Given instruction: Make an exact copy of the data below, leaving out every picture.

Extracted records:
>> Start
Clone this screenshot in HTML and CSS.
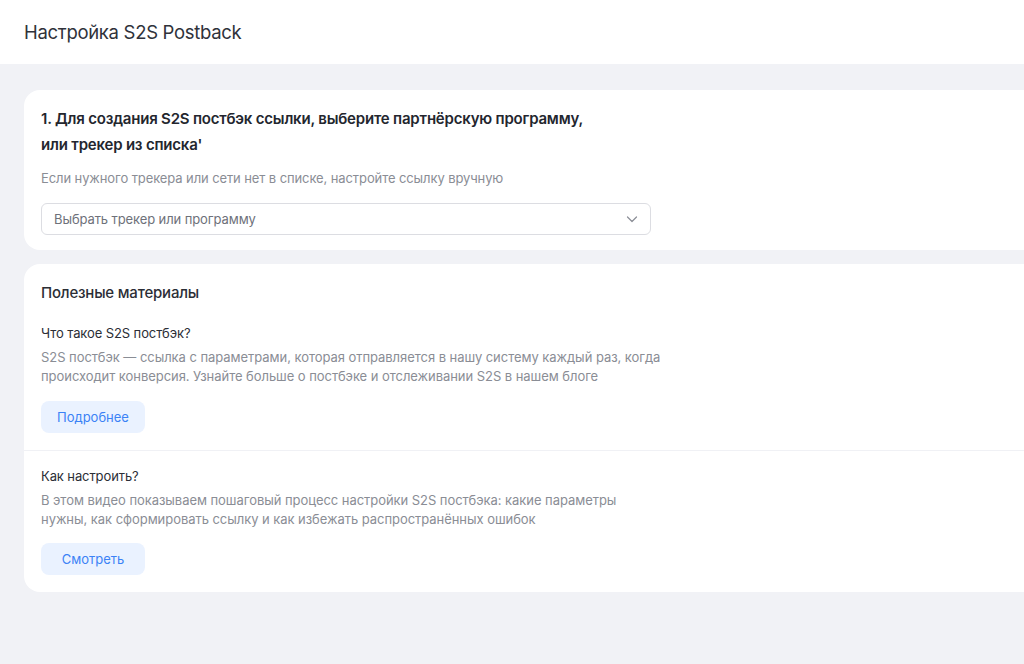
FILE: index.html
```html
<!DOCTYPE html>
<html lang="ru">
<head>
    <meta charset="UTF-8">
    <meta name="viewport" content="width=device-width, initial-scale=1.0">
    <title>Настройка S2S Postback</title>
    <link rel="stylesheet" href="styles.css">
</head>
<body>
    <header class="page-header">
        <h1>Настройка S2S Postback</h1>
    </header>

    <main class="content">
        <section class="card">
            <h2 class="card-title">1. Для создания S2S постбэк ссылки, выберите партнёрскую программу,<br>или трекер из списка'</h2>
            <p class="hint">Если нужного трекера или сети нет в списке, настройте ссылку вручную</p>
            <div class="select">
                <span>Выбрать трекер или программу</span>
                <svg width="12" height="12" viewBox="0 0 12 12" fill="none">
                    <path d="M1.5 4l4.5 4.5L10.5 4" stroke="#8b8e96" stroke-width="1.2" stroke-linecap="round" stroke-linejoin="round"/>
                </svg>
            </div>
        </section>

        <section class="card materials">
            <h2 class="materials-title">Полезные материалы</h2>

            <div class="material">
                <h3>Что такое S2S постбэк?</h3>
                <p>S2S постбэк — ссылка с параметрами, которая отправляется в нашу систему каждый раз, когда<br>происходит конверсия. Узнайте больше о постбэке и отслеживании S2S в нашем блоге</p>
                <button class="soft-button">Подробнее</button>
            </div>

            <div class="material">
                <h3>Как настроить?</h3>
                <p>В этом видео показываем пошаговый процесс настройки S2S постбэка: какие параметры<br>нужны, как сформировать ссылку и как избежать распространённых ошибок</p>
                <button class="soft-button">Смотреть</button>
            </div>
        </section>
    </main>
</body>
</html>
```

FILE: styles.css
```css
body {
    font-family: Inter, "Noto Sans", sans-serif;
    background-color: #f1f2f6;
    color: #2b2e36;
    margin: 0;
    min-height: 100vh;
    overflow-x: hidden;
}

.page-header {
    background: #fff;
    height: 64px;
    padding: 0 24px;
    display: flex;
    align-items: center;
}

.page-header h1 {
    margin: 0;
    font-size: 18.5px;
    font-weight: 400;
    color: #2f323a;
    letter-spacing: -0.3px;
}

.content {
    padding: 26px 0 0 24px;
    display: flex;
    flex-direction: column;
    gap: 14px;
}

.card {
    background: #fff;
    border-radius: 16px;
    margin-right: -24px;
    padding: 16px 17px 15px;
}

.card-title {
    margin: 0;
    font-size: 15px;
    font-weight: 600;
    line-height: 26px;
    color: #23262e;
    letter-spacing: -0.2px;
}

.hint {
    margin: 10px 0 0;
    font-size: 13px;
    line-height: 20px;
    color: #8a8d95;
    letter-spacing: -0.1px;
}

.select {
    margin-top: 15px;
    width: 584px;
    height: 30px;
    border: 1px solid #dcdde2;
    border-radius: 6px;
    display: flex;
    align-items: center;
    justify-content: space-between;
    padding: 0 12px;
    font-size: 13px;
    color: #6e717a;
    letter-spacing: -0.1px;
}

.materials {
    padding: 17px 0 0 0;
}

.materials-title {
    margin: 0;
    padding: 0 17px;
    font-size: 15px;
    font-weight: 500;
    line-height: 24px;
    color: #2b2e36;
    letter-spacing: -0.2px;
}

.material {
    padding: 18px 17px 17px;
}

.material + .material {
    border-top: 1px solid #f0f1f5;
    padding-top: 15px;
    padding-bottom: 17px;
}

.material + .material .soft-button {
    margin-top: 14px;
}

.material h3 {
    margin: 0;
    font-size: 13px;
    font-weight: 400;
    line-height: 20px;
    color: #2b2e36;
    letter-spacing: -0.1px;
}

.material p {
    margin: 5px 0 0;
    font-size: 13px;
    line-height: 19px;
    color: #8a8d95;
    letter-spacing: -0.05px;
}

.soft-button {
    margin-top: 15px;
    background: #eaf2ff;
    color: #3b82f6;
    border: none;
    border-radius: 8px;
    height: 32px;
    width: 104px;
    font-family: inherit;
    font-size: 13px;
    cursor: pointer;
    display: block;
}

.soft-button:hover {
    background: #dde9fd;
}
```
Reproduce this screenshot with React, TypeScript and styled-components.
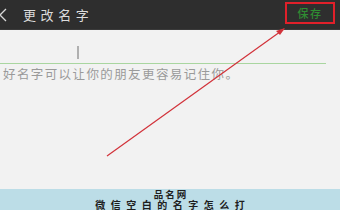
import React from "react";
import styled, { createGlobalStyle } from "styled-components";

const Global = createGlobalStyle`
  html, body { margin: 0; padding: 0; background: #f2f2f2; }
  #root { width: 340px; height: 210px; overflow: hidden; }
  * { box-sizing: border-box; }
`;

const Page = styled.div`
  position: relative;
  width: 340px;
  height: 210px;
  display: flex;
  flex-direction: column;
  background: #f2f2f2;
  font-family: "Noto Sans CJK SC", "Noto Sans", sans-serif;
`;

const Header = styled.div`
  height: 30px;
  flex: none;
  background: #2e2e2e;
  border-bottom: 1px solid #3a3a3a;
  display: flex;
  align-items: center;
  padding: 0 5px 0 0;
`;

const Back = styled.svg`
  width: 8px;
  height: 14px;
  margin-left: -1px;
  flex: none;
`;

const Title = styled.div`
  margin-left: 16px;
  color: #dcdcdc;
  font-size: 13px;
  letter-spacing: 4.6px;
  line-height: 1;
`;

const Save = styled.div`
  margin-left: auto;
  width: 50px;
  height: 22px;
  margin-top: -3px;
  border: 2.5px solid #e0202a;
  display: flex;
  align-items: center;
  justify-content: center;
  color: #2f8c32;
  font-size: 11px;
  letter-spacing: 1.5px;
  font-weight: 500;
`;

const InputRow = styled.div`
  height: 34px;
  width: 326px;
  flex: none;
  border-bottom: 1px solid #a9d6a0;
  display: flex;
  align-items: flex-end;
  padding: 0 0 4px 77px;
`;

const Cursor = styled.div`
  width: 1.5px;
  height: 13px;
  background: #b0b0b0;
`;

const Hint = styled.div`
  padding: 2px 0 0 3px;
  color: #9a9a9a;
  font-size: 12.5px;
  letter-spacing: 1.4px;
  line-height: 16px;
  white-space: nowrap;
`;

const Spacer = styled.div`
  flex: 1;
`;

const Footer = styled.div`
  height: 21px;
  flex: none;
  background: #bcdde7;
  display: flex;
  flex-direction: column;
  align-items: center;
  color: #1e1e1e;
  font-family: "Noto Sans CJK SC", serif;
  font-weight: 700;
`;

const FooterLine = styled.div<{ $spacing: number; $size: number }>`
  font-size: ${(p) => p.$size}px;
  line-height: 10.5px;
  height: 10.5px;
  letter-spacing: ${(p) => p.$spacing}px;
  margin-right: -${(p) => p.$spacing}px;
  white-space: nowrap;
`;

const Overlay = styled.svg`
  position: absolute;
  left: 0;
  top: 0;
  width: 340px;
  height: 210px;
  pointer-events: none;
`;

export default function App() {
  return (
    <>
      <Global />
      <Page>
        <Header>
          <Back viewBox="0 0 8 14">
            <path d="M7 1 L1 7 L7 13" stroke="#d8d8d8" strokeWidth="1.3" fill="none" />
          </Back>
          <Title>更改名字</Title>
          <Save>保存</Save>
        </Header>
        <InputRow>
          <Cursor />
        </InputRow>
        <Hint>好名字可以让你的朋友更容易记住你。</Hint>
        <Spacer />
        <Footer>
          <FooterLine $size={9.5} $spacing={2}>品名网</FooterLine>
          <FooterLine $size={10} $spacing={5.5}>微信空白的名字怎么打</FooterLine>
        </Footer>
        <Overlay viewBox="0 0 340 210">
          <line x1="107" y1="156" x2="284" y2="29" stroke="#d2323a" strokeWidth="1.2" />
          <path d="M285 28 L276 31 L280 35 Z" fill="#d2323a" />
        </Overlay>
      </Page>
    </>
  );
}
>> End
Full answer:
Clone this screenshot in HTML and CSS.
FILE: index.html
```html
<!DOCTYPE html>
<html lang="ru">
<head>
    <meta charset="UTF-8">
    <meta name="viewport" content="width=device-width, initial-scale=1.0">
    <title>Настройка S2S Postback</title>
    <link rel="stylesheet" href="styles.css">
</head>
<body>
    <header class="page-header">
        <h1>Настройка S2S Postback</h1>
    </header>

    <main class="content">
        <section class="card">
            <h2 class="card-title">1. Для создания S2S постбэк ссылки, выберите партнёрскую программу,<br>или трекер из списка'</h2>
            <p class="hint">Если нужного трекера или сети нет в списке, настройте ссылку вручную</p>
            <div class="select">
                <span>Выбрать трекер или программу</span>
                <svg width="12" height="12" viewBox="0 0 12 12" fill="none">
                    <path d="M1.5 4l4.5 4.5L10.5 4" stroke="#8b8e96" stroke-width="1.2" stroke-linecap="round" stroke-linejoin="round"/>
                </svg>
            </div>
        </section>

        <section class="card materials">
            <h2 class="materials-title">Полезные материалы</h2>

            <div class="material">
                <h3>Что такое S2S постбэк?</h3>
                <p>S2S постбэк — ссылка с параметрами, которая отправляется в нашу систему каждый раз, когда<br>происходит конверсия. Узнайте больше о постбэке и отслеживании S2S в нашем блоге</p>
                <button class="soft-button">Подробнее</button>
            </div>

            <div class="material">
                <h3>Как настроить?</h3>
                <p>В этом видео показываем пошаговый процесс настройки S2S постбэка: какие параметры<br>нужны, как сформировать ссылку и как избежать распространённых ошибок</p>
                <button class="soft-button">Смотреть</button>
            </div>
        </section>
    </main>
</body>
</html>
```

FILE: styles.css
```css
body {
    font-family: Inter, "Noto Sans", sans-serif;
    background-color: #f1f2f6;
    color: #2b2e36;
    margin: 0;
    min-height: 100vh;
    overflow-x: hidden;
}

.page-header {
    background: #fff;
    height: 64px;
    padding: 0 24px;
    display: flex;
    align-items: center;
}

.page-header h1 {
    margin: 0;
    font-size: 18.5px;
    font-weight: 400;
    color: #2f323a;
    letter-spacing: -0.3px;
}

.content {
    padding: 26px 0 0 24px;
    display: flex;
    flex-direction: column;
    gap: 14px;
}

.card {
    background: #fff;
    border-radius: 16px;
    margin-right: -24px;
    padding: 16px 17px 15px;
}

.card-title {
    margin: 0;
    font-size: 15px;
    font-weight: 600;
    line-height: 26px;
    color: #23262e;
    letter-spacing: -0.2px;
}

.hint {
    margin: 10px 0 0;
    font-size: 13px;
    line-height: 20px;
    color: #8a8d95;
    letter-spacing: -0.1px;
}

.select {
    margin-top: 15px;
    width: 584px;
    height: 30px;
    border: 1px solid #dcdde2;
    border-radius: 6px;
    display: flex;
    align-items: center;
    justify-content: space-between;
    padding: 0 12px;
    font-size: 13px;
    color: #6e717a;
    letter-spacing: -0.1px;
}

.materials {
    padding: 17px 0 0 0;
}

.materials-title {
    margin: 0;
    padding: 0 17px;
    font-size: 15px;
    font-weight: 500;
    line-height: 24px;
    color: #2b2e36;
    letter-spacing: -0.2px;
}

.material {
    padding: 18px 17px 17px;
}

.material + .material {
    border-top: 1px solid #f0f1f5;
    padding-top: 15px;
    padding-bottom: 17px;
}

.material + .material .soft-button {
    margin-top: 14px;
}

.material h3 {
    margin: 0;
    font-size: 13px;
    font-weight: 400;
    line-height: 20px;
    color: #2b2e36;
    letter-spacing: -0.1px;
}

.material p {
    margin: 5px 0 0;
    font-size: 13px;
    line-height: 19px;
    color: #8a8d95;
    letter-spacing: -0.05px;
}

.soft-button {
    margin-top: 15px;
    background: #eaf2ff;
    color: #3b82f6;
    border: none;
    border-radius: 8px;
    height: 32px;
    width: 104px;
    font-family: inherit;
    font-size: 13px;
    cursor: pointer;
    display: block;
}

.soft-button:hover {
    background: #dde9fd;
}
```
Reproduce this screenshot with React, TypeScript and styled-components.
import React from "react";
import styled, { createGlobalStyle } from "styled-components";

const Global = createGlobalStyle`
  html, body { margin: 0; padding: 0; background: #f2f2f2; }
  #root { width: 340px; height: 210px; overflow: hidden; }
  * { box-sizing: border-box; }
`;

const Page = styled.div`
  position: relative;
  width: 340px;
  height: 210px;
  display: flex;
  flex-direction: column;
  background: #f2f2f2;
  font-family: "Noto Sans CJK SC", "Noto Sans", sans-serif;
`;

const Header = styled.div`
  height: 30px;
  flex: none;
  background: #2e2e2e;
  border-bottom: 1px solid #3a3a3a;
  display: flex;
  align-items: center;
  padding: 0 5px 0 0;
`;

const Back = styled.svg`
  width: 8px;
  height: 14px;
  margin-left: -1px;
  flex: none;
`;

const Title = styled.div`
  margin-left: 16px;
  color: #dcdcdc;
  font-size: 13px;
  letter-spacing: 4.6px;
  line-height: 1;
`;

const Save = styled.div`
  margin-left: auto;
  width: 50px;
  height: 22px;
  margin-top: -3px;
  border: 2.5px solid #e0202a;
  display: flex;
  align-items: center;
  justify-content: center;
  color: #2f8c32;
  font-size: 11px;
  letter-spacing: 1.5px;
  font-weight: 500;
`;

const InputRow = styled.div`
  height: 34px;
  width: 326px;
  flex: none;
  border-bottom: 1px solid #a9d6a0;
  display: flex;
  align-items: flex-end;
  padding: 0 0 4px 77px;
`;

const Cursor = styled.div`
  width: 1.5px;
  height: 13px;
  background: #b0b0b0;
`;

const Hint = styled.div`
  padding: 2px 0 0 3px;
  color: #9a9a9a;
  font-size: 12.5px;
  letter-spacing: 1.4px;
  line-height: 16px;
  white-space: nowrap;
`;

const Spacer = styled.div`
  flex: 1;
`;

const Footer = styled.div`
  height: 21px;
  flex: none;
  background: #bcdde7;
  display: flex;
  flex-direction: column;
  align-items: center;
  color: #1e1e1e;
  font-family: "Noto Sans CJK SC", serif;
  font-weight: 700;
`;

const FooterLine = styled.div<{ $spacing: number; $size: number }>`
  font-size: ${(p) => p.$size}px;
  line-height: 10.5px;
  height: 10.5px;
  letter-spacing: ${(p) => p.$spacing}px;
  margin-right: -${(p) => p.$spacing}px;
  white-space: nowrap;
`;

const Overlay = styled.svg`
  position: absolute;
  left: 0;
  top: 0;
  width: 340px;
  height: 210px;
  pointer-events: none;
`;

export default function App() {
  return (
    <>
      <Global />
      <Page>
        <Header>
          <Back viewBox="0 0 8 14">
            <path d="M7 1 L1 7 L7 13" stroke="#d8d8d8" strokeWidth="1.3" fill="none" />
          </Back>
          <Title>更改名字</Title>
          <Save>保存</Save>
        </Header>
        <InputRow>
          <Cursor />
        </InputRow>
        <Hint>好名字可以让你的朋友更容易记住你。</Hint>
        <Spacer />
        <Footer>
          <FooterLine $size={9.5} $spacing={2}>品名网</FooterLine>
          <FooterLine $size={10} $spacing={5.5}>微信空白的名字怎么打</FooterLine>
        </Footer>
        <Overlay viewBox="0 0 340 210">
          <line x1="107" y1="156" x2="284" y2="29" stroke="#d2323a" strokeWidth="1.2" />
          <path d="M285 28 L276 31 L280 35 Z" fill="#d2323a" />
        </Overlay>
      </Page>
    </>
  );
}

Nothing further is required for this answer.